PROMPT:
Collect all the lines that mention the word "components".

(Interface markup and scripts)
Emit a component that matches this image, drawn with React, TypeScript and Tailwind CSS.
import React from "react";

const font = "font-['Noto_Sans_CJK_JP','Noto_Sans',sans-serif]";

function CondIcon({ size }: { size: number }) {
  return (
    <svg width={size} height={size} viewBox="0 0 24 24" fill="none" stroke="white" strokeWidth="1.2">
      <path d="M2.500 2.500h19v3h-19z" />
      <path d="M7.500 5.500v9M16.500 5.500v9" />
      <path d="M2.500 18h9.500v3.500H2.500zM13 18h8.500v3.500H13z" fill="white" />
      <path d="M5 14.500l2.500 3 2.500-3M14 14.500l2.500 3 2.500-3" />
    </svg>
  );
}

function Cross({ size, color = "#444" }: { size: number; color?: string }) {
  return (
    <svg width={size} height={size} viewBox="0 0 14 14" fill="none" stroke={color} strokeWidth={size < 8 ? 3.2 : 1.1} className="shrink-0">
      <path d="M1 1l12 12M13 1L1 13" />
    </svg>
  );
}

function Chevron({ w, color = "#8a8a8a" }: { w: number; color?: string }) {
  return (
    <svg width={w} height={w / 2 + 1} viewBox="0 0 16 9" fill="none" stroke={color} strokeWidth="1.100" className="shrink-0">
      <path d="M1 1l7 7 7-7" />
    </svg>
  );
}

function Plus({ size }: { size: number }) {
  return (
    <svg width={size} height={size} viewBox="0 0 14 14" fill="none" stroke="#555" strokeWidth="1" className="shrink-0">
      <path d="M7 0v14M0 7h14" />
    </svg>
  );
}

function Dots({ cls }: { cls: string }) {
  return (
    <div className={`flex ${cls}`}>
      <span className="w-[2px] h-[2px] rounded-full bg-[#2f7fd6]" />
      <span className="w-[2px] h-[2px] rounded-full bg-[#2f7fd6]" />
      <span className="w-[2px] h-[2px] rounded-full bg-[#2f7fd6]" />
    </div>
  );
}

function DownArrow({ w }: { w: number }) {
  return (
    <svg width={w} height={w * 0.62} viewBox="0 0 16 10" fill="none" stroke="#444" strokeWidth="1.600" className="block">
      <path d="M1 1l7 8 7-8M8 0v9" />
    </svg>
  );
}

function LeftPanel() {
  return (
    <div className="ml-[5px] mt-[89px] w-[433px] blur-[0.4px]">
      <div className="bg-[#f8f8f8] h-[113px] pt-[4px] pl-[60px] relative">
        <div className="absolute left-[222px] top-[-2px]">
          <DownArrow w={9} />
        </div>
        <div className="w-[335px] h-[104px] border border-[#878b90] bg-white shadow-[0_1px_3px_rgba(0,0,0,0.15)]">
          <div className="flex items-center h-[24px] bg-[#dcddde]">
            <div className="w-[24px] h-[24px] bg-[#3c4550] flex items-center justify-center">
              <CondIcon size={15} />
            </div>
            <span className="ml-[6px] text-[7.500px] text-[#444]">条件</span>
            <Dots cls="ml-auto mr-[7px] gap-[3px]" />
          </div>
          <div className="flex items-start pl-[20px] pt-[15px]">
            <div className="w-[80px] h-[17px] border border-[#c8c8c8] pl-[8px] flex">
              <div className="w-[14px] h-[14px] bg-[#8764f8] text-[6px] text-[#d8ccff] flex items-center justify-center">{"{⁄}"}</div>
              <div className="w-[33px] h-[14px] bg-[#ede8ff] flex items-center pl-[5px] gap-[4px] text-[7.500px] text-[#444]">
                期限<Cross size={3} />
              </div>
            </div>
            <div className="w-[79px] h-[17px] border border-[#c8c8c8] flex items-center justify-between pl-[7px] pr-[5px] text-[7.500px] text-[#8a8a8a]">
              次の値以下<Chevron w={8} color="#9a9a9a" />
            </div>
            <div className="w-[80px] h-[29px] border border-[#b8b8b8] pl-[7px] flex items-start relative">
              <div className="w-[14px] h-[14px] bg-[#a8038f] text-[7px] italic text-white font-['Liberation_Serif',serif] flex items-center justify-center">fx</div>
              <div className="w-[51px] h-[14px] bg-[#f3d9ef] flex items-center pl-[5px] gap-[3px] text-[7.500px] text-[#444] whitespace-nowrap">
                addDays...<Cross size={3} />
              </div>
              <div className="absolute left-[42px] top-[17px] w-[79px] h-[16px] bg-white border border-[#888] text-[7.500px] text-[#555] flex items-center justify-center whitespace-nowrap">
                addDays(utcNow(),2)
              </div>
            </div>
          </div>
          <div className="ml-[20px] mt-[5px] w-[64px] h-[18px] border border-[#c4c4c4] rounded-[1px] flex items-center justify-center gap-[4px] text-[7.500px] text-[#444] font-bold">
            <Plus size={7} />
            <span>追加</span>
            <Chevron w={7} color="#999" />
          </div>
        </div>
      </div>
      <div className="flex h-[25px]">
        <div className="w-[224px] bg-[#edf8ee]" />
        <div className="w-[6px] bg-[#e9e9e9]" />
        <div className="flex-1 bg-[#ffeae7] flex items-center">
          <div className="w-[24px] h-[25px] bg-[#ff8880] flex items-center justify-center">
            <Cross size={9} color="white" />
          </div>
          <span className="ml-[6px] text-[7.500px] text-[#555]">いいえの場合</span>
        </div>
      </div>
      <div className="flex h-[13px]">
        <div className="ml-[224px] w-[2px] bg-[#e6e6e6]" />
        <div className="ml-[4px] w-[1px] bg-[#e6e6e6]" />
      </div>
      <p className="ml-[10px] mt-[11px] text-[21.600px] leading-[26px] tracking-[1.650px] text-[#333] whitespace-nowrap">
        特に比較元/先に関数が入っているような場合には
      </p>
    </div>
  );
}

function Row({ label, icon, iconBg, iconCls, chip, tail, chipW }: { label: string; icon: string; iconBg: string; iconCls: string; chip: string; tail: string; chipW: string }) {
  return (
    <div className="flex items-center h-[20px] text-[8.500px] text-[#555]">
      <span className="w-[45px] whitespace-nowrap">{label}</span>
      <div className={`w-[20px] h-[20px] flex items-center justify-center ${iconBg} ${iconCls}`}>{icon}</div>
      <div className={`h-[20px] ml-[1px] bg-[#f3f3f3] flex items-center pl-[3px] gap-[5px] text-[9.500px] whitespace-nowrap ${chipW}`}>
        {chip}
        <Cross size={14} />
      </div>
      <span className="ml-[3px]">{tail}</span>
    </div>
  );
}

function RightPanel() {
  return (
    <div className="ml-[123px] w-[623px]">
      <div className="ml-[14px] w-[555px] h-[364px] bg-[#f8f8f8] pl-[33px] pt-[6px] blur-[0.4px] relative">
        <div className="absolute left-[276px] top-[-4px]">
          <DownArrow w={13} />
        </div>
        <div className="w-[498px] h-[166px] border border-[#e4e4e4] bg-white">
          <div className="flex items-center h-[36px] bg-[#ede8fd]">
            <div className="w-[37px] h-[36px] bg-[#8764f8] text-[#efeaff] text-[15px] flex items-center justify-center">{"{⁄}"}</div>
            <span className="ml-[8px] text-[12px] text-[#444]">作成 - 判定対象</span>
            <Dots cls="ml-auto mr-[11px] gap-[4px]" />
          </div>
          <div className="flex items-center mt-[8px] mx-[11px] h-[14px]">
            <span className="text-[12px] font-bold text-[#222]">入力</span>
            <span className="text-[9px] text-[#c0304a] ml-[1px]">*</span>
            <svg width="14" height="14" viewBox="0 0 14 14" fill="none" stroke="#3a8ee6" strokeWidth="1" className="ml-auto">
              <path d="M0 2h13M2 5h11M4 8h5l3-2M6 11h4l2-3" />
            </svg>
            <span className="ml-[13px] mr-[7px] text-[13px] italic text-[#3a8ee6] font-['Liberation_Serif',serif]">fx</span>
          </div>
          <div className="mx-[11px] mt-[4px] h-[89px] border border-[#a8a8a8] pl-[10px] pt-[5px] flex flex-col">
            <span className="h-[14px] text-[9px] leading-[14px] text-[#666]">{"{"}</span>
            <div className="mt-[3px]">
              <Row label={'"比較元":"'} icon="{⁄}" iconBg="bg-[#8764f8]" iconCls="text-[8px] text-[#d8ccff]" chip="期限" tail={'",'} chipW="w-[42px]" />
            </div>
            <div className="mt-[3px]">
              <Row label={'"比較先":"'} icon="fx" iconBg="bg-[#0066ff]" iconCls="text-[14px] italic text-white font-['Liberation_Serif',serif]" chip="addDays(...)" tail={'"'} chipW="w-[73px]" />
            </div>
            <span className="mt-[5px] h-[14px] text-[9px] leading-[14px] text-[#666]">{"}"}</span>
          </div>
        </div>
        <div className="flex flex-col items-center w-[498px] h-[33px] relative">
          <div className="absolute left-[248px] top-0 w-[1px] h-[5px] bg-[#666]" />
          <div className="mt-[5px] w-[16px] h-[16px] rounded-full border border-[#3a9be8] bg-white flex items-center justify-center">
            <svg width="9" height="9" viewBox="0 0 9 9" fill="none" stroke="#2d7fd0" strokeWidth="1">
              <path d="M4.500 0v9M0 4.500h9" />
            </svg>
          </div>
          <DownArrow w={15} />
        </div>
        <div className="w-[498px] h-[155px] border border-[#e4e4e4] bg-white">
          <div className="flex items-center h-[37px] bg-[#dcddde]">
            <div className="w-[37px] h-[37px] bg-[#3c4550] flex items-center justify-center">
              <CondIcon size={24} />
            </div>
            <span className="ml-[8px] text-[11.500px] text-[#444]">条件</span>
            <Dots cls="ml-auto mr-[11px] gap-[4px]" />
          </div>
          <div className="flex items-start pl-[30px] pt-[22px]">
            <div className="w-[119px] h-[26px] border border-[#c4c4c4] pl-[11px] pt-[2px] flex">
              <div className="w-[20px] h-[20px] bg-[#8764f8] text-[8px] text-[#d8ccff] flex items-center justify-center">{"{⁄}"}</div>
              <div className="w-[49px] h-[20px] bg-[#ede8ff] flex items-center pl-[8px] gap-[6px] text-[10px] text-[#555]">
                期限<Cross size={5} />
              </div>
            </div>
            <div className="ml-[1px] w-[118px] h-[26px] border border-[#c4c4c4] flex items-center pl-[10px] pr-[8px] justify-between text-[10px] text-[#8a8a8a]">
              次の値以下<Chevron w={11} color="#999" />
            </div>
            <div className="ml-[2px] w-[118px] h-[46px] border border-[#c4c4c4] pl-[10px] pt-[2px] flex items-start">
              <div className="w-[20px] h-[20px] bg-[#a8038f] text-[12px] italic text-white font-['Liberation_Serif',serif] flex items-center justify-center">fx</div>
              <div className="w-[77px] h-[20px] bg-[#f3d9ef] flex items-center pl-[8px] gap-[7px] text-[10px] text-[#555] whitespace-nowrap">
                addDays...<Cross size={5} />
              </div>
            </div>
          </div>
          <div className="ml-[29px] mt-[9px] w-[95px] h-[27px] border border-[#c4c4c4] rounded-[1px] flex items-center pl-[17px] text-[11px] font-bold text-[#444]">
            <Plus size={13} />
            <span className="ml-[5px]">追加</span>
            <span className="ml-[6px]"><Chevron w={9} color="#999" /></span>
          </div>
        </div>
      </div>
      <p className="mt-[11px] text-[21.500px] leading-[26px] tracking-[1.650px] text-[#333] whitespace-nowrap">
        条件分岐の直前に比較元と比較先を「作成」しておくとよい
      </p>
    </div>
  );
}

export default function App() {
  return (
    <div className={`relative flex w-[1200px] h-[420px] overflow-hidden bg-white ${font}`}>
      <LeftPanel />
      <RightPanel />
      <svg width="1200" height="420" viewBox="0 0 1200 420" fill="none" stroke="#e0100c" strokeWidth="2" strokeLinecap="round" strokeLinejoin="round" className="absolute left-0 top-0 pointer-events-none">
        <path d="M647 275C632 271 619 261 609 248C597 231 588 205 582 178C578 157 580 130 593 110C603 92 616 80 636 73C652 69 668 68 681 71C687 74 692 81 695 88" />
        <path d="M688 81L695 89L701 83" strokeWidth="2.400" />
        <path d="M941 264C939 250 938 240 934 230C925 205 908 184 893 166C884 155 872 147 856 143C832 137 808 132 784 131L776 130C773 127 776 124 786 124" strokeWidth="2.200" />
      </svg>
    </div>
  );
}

---

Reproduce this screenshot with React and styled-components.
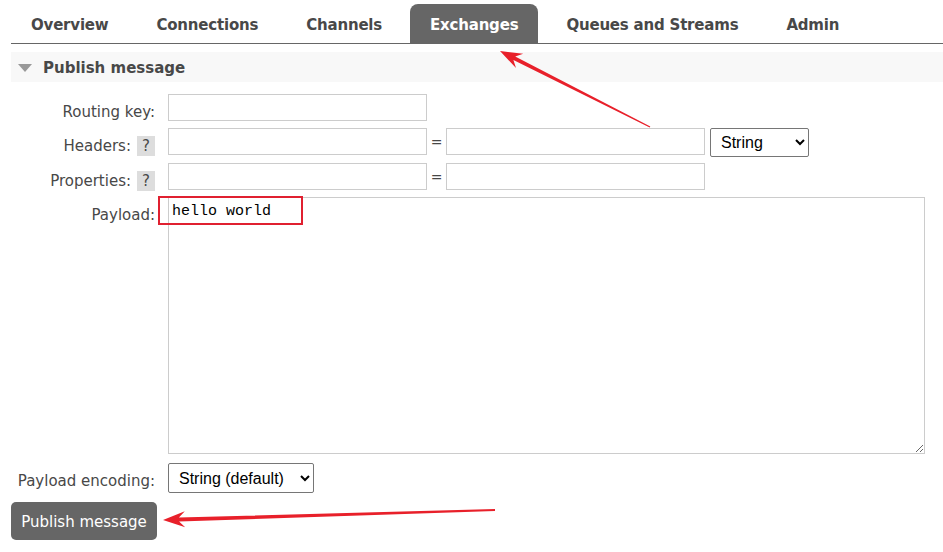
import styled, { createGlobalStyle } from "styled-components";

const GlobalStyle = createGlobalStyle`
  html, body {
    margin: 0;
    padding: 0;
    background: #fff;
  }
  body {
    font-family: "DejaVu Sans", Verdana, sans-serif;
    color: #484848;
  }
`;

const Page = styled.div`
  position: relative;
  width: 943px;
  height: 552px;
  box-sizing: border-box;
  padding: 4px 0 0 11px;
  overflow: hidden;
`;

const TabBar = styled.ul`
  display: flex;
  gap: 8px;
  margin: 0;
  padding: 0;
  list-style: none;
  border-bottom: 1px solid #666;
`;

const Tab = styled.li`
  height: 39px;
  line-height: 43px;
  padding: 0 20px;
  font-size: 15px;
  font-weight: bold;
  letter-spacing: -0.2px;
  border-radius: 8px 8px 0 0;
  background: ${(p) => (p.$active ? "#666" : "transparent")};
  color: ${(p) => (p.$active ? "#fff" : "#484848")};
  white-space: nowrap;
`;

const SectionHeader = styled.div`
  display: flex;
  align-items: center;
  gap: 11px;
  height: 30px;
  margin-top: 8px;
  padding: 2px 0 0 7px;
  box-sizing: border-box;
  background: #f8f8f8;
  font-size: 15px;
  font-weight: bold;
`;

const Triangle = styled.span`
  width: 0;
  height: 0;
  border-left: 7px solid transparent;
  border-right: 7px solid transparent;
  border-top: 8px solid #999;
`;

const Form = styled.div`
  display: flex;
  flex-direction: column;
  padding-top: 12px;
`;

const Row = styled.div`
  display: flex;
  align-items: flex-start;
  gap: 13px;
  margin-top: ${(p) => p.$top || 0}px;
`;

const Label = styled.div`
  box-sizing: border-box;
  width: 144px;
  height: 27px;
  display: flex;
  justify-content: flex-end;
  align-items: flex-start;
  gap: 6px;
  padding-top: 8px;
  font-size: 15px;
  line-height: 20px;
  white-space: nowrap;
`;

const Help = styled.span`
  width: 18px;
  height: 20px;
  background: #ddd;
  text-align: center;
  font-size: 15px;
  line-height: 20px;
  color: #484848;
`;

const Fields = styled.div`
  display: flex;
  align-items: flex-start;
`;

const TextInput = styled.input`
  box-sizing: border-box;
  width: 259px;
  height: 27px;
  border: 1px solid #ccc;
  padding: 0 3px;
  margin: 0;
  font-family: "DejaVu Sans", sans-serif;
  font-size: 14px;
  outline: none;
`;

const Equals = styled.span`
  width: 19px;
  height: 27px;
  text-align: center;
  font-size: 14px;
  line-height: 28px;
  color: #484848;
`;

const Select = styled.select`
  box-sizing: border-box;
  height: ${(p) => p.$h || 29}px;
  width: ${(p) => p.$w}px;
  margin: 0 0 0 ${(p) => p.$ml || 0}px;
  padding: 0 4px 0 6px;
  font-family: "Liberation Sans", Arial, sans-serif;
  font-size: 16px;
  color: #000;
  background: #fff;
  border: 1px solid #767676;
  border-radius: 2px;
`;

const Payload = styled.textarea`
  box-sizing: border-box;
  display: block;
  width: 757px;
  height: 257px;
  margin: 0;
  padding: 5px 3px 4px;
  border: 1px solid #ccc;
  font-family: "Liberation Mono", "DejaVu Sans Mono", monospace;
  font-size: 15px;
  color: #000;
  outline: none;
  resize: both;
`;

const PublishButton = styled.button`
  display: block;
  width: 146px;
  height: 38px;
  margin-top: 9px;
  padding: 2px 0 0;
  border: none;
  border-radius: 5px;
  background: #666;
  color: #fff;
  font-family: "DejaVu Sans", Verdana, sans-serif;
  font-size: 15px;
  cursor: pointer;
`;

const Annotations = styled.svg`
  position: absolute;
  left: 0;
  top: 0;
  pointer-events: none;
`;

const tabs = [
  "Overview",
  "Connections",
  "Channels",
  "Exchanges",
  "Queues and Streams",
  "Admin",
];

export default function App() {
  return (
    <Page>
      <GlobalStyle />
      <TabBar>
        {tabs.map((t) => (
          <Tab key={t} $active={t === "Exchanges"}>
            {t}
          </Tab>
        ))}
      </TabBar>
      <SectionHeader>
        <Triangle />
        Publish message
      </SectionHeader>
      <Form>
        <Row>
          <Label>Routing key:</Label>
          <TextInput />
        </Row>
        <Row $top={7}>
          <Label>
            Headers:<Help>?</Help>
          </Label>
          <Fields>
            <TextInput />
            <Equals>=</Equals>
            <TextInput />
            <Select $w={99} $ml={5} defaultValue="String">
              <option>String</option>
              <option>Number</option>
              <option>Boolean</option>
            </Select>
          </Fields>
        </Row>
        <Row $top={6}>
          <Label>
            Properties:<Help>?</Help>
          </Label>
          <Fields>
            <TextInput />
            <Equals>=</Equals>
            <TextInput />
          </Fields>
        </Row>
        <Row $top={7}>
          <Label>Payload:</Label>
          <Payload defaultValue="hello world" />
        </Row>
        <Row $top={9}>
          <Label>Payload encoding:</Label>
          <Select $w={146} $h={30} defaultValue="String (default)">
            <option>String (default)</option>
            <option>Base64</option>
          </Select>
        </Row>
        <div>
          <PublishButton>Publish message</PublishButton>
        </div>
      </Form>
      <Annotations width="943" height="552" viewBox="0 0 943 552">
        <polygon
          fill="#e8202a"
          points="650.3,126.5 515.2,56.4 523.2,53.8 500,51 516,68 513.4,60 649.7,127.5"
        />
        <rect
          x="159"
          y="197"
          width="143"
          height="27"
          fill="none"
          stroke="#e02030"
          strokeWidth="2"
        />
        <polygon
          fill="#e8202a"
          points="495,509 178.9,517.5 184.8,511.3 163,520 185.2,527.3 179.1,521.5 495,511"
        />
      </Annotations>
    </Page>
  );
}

* * *

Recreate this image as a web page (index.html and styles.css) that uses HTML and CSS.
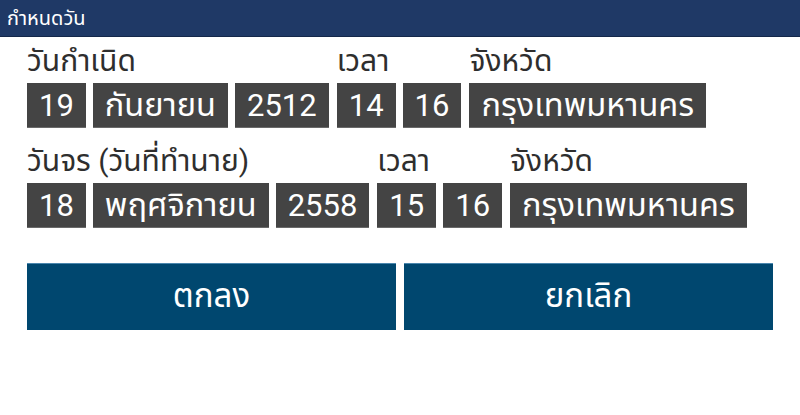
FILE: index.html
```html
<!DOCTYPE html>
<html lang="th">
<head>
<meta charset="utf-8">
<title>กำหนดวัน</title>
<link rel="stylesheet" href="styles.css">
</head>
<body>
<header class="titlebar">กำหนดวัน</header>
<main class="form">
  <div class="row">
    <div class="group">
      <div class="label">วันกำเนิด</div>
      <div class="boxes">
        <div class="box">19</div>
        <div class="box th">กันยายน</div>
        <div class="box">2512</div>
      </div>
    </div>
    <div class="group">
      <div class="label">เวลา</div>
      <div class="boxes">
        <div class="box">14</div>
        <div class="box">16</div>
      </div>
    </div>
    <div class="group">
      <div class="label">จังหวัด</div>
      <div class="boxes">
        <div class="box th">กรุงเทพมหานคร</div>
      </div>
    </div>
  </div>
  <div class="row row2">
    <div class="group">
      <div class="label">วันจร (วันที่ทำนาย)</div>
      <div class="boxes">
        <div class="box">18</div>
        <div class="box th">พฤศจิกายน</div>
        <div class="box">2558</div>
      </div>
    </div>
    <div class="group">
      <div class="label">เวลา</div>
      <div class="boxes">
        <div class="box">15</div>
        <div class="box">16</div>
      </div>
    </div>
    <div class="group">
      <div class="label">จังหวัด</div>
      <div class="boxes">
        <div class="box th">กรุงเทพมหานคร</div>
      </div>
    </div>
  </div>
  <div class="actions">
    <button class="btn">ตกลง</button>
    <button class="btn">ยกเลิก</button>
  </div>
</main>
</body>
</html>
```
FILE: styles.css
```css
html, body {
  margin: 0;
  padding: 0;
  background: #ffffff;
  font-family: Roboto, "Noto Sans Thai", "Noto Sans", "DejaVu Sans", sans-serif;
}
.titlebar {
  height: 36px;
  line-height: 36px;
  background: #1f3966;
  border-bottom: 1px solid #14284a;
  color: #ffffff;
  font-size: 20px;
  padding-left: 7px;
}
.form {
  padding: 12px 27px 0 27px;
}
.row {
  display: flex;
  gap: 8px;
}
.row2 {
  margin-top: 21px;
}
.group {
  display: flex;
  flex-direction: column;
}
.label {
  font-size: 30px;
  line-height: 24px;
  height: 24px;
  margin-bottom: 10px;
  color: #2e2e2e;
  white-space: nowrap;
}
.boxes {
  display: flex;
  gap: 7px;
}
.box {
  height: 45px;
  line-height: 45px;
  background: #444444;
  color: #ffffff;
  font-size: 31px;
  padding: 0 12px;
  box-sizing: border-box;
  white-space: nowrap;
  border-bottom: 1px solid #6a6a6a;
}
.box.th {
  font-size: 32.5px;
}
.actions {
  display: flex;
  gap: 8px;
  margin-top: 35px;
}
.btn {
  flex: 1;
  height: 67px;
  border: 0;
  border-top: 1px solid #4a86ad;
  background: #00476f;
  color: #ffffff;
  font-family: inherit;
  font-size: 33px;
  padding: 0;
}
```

PROBLEM SOLUTION:
Reproduce this screenshot with React and styled-components.
import styled, { createGlobalStyle } from "styled-components";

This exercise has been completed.